Entrées were as intelligently put together. New Zealand venison, cooked medium rare as per the chef’s choice, was a double chop sliced into two after grilling. So it was crusty and charred on the outside while dense, ruddy and juicy within. Meaty, not gamy, lean yet incredibly flavorful, it was possibly the tastiest, clearest venison I’ve eaten. Mashed root vegetables — carrots and parsnips — picked up the sweetness of the meat, and savory cabbage was so nicely braised, it was both browned and crisped, bright green and tender.
As testimony to the chef’s range, his fluke, a delicate white flounder-type flatfish, came as carefully composed as the venison, but from a completely different angle. While the venison was wintry and hearty, the delicacy and subtlety of the fish was accentuated by a layer of braised leeks and a bed of soft rectangular potato gnocchi as white and almost as fluffy as clouds.

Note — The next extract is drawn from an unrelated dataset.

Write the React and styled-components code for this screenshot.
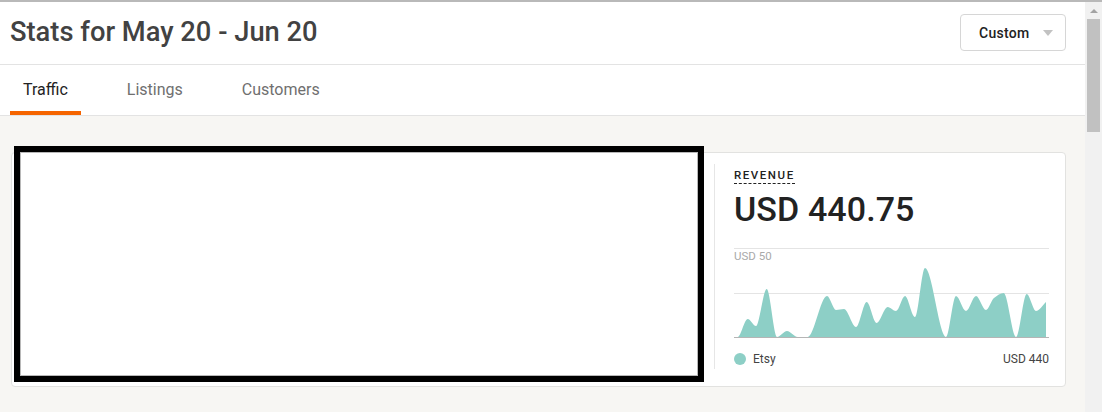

Tiny cubes of deeply seasoned celeriac scattered around this construction added sharp, tasty hints of intense, salty celery flavor — and a break in the subtlety. The liveliness and play of the food, the smart attentions paid to small details accumulate. Add the excellent service, the pretty room, and Table 8 is — against my expectations — an undeniable hit.
Sometimes, it’s a pleasure to be proven wrong.